Fixed and Random Effects Models and Multistage Estimation Procedures for Statistical Population Reconstructions
Abstract
Age-at-harvest data are routinely collected as part of game-management programs. These data represent a wealth of information regarding demographic processes and trends in wildlife abundance. Use of wildlife age-at-harvest data has blossomed only relatively recently in the literature despite its frequent collection by game management agencies. Statistical models exist for such data, but are limited in their facility, owing to restrictive assumptions regarding constancy of demographic processes, unsuitability of models for the type of data collected, or computing difficulty in fitting models.

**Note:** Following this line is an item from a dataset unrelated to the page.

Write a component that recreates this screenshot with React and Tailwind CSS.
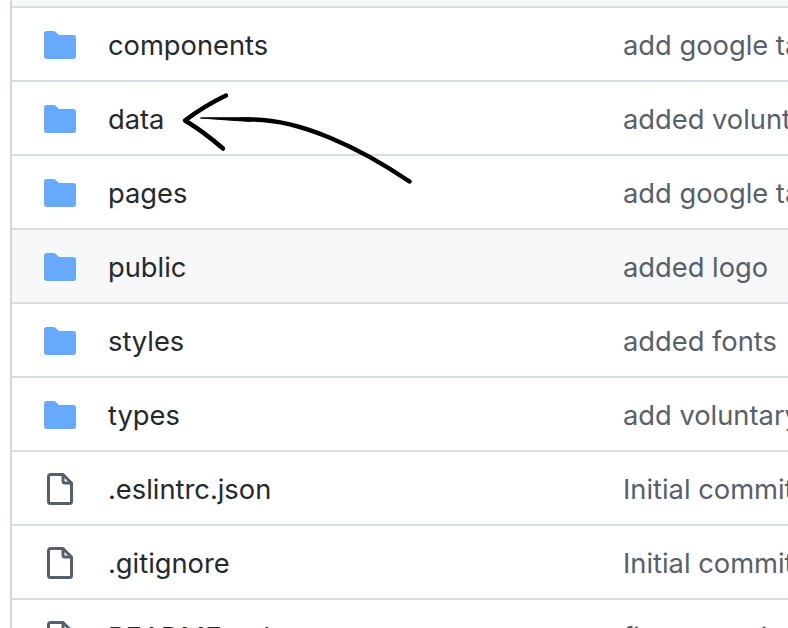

Current models cannot accommodate the presence of process error (natural variation in demographic processes), or separate this error from sampling error (measurement error that is present whenever the full population cannot be sampled). I develop and examine a set of statistical models for demographic processes using primarily age-at-harvest data that can be used to estimate survival probability, harvest vulnerability, and recruitment, as well as process error associated with these entities. I conduct thorough simulation studies of these models, and assess them with respect to their ability to accurately and precisely reconstruct abundance. Studies are conducted for fully-aged big game harvest, pooled age-class big-game harvest, and small-game harvest. Results indicate that a mixed-effects model which incorporates random effects in the processes of natural mortality and harvest probability, as well as a likelihood conditional on total cohort capture along with a Horvitz-Thompson abundance estimator outperform other models, and are recommended for use.